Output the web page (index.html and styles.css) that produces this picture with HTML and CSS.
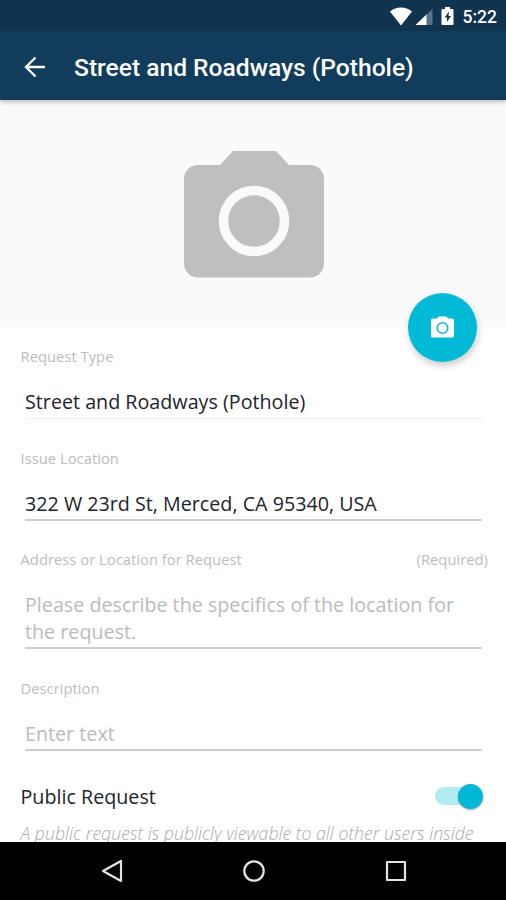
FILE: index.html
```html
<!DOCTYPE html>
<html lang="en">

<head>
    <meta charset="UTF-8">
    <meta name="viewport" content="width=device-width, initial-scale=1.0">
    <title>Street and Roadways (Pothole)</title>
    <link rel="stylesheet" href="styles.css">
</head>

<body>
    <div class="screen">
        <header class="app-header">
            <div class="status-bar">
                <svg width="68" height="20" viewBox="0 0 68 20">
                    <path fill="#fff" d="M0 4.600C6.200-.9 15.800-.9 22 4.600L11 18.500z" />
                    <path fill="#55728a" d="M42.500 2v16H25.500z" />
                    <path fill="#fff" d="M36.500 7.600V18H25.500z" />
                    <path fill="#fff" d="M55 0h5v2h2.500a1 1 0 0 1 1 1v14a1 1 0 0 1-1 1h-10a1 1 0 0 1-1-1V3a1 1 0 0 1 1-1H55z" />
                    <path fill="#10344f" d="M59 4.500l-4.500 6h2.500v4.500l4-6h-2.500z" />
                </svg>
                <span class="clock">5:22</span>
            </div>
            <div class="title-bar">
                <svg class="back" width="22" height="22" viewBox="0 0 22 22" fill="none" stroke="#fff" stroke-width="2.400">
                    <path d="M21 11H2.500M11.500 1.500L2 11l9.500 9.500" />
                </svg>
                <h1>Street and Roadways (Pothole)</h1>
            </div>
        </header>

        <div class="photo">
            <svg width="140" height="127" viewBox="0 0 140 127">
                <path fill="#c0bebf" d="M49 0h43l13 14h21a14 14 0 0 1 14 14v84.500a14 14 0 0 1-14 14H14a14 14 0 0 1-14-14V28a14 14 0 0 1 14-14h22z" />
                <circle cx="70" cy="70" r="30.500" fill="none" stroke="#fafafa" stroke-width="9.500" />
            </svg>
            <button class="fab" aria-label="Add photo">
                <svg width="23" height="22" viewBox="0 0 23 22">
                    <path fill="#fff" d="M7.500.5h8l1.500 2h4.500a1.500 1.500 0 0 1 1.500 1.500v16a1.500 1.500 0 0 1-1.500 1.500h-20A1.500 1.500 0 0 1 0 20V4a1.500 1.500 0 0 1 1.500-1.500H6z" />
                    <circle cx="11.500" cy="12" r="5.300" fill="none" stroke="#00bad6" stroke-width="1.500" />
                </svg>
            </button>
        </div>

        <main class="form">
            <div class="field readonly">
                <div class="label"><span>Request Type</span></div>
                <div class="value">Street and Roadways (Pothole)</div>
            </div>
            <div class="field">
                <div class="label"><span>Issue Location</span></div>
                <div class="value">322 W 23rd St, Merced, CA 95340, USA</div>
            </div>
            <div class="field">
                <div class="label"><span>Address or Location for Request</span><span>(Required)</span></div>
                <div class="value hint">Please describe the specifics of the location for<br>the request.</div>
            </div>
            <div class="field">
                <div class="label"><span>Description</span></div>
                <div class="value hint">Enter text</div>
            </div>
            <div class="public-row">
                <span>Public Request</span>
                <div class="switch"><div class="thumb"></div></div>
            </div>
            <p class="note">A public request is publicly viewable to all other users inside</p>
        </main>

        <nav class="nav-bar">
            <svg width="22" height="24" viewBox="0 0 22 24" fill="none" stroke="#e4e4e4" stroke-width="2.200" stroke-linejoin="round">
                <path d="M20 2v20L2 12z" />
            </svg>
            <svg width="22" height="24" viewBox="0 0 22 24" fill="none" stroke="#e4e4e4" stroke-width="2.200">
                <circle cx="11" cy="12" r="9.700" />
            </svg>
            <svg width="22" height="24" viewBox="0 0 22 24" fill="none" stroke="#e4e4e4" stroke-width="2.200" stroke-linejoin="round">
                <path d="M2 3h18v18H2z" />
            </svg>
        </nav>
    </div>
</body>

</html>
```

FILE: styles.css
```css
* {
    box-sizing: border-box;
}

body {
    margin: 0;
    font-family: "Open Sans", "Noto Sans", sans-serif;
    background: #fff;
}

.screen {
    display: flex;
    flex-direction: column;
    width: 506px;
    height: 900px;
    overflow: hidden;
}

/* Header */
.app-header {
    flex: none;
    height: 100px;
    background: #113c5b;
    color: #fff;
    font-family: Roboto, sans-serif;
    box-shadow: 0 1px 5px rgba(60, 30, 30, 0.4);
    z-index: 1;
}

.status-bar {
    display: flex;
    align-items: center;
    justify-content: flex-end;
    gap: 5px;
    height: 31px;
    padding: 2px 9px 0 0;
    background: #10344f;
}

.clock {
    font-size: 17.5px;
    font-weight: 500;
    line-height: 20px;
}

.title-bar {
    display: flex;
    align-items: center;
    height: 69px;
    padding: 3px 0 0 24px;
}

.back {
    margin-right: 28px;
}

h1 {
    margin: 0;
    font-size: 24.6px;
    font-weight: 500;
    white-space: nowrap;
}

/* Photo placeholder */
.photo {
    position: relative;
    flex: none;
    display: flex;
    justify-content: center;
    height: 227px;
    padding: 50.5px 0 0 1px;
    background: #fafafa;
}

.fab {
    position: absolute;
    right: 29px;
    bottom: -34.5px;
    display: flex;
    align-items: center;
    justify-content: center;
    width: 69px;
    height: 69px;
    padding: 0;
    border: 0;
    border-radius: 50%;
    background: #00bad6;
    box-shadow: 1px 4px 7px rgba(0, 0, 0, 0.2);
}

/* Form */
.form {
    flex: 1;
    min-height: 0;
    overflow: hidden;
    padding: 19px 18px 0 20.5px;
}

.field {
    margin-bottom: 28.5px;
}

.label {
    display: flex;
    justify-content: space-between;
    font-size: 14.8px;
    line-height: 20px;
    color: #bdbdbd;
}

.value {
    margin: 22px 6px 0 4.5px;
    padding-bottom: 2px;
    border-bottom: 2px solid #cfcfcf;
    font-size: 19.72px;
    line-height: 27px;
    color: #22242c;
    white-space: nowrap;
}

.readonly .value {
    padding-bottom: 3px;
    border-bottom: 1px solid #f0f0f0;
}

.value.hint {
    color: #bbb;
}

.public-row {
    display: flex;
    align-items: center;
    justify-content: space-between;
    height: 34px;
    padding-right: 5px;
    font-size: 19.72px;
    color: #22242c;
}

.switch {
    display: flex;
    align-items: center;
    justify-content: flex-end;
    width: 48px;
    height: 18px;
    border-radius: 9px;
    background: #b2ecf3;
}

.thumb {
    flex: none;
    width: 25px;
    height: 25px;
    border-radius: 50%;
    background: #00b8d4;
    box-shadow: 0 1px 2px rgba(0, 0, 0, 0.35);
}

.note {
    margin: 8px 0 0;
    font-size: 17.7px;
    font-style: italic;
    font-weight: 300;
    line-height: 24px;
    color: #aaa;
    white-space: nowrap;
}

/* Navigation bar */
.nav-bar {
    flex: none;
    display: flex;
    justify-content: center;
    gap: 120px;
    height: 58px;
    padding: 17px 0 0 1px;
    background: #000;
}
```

...

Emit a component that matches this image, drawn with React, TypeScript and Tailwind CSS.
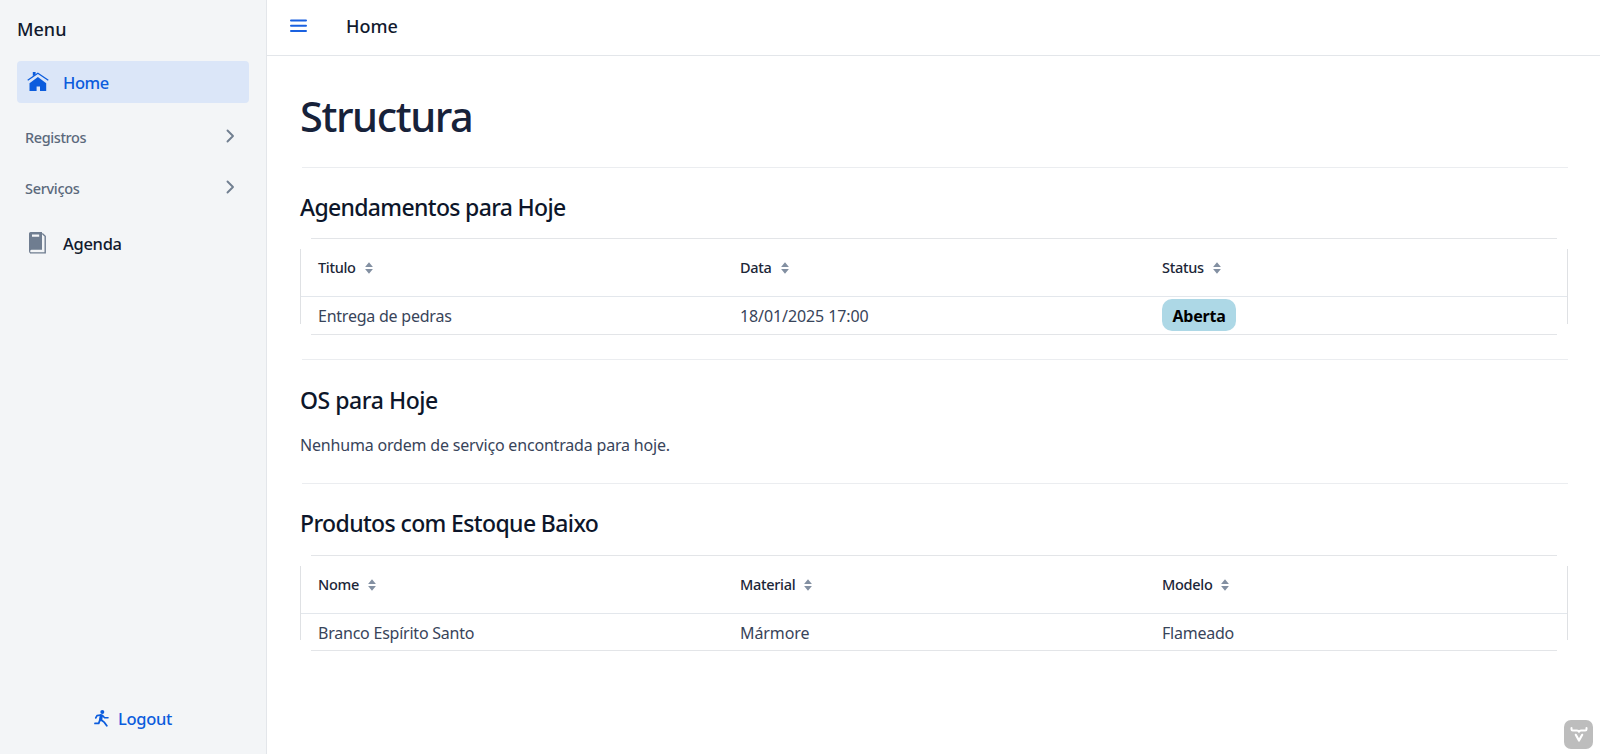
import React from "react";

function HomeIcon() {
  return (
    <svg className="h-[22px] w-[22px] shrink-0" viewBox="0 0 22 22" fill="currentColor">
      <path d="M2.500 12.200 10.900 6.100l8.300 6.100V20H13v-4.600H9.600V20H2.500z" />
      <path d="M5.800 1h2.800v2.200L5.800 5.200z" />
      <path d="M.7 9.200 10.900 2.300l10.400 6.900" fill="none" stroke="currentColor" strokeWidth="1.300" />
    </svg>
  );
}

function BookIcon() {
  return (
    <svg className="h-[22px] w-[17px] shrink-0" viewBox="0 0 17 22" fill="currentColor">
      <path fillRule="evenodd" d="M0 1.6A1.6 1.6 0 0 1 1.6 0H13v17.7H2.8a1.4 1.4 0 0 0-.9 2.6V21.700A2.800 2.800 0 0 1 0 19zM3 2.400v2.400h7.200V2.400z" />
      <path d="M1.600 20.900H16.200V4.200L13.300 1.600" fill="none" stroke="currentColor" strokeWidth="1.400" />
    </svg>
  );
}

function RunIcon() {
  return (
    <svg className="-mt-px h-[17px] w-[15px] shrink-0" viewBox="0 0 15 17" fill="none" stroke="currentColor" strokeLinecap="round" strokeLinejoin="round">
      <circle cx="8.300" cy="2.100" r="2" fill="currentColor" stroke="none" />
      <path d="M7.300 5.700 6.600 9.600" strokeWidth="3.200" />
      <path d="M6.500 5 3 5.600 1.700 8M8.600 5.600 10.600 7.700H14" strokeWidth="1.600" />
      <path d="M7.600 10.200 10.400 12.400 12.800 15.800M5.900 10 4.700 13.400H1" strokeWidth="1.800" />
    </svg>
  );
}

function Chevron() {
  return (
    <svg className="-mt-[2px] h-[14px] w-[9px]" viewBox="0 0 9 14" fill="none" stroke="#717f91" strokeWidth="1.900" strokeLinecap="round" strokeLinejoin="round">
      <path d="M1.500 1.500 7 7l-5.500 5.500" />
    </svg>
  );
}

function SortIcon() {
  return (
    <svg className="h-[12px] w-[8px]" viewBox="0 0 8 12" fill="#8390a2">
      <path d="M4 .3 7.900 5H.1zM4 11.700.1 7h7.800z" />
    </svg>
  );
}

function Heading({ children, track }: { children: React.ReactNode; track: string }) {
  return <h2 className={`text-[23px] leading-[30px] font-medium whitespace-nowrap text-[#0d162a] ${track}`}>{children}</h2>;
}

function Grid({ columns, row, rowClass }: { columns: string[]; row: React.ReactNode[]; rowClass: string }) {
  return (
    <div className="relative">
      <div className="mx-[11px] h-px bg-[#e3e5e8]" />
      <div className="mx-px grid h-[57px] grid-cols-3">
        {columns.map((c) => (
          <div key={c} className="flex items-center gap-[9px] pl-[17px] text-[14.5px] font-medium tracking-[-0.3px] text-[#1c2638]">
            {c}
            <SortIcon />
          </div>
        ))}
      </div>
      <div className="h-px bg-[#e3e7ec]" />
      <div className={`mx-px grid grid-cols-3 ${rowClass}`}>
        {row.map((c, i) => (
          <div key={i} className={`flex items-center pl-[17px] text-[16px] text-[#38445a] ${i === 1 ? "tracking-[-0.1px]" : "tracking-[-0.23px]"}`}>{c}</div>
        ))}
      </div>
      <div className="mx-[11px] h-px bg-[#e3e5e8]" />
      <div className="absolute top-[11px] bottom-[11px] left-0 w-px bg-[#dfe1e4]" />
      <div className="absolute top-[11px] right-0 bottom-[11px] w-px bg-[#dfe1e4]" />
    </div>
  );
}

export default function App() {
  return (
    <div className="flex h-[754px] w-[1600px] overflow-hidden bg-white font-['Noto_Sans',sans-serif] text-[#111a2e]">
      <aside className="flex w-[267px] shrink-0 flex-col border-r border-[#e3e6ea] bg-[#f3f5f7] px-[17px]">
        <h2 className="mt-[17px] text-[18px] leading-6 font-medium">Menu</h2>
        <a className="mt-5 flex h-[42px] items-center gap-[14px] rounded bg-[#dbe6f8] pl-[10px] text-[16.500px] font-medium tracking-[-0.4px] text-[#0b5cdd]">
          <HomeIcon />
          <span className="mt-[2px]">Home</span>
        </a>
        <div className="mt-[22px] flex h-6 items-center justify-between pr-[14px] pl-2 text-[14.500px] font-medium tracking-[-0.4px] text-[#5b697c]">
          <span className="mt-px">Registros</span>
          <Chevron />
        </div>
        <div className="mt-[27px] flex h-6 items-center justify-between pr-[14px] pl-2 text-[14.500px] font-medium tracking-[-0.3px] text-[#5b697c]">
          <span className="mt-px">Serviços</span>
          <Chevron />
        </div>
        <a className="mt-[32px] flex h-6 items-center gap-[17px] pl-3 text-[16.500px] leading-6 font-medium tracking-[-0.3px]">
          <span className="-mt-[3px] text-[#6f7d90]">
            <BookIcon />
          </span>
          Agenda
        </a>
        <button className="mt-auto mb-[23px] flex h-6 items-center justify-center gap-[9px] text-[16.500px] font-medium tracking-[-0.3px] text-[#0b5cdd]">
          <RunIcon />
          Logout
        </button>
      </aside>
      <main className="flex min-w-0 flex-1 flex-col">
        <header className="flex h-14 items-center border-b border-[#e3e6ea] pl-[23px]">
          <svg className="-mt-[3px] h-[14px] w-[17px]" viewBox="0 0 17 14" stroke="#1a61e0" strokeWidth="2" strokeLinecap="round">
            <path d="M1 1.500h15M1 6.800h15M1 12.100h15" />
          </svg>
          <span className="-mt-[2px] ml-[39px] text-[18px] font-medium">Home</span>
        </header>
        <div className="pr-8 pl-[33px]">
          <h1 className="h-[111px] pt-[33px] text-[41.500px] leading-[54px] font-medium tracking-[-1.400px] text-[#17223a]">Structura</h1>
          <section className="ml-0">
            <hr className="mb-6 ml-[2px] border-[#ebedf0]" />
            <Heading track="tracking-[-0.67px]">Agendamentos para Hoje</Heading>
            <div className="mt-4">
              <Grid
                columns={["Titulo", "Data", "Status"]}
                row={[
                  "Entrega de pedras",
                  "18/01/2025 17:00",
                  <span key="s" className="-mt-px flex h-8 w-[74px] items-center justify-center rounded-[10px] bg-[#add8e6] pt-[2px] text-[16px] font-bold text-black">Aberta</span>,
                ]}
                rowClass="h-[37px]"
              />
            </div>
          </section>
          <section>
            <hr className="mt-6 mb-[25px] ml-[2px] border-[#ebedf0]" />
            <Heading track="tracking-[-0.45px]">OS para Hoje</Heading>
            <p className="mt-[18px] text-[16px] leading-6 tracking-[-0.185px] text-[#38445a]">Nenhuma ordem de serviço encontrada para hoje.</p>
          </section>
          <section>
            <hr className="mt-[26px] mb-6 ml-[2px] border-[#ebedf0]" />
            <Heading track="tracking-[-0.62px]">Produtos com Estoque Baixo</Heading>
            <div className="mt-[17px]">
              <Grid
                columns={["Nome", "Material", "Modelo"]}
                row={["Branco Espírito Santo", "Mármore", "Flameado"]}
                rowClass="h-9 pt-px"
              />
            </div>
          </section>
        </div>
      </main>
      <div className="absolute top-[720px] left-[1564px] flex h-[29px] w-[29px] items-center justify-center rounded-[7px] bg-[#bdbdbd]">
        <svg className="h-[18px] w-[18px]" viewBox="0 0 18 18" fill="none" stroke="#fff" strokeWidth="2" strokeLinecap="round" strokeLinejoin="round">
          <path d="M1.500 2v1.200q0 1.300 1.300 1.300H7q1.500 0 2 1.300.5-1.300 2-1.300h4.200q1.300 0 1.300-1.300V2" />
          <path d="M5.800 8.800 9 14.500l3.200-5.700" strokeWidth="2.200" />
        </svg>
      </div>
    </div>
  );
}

— Exercise objective —
Only the count is wanted: report how many lines of the material above hold the word "that".

— Correct result —
2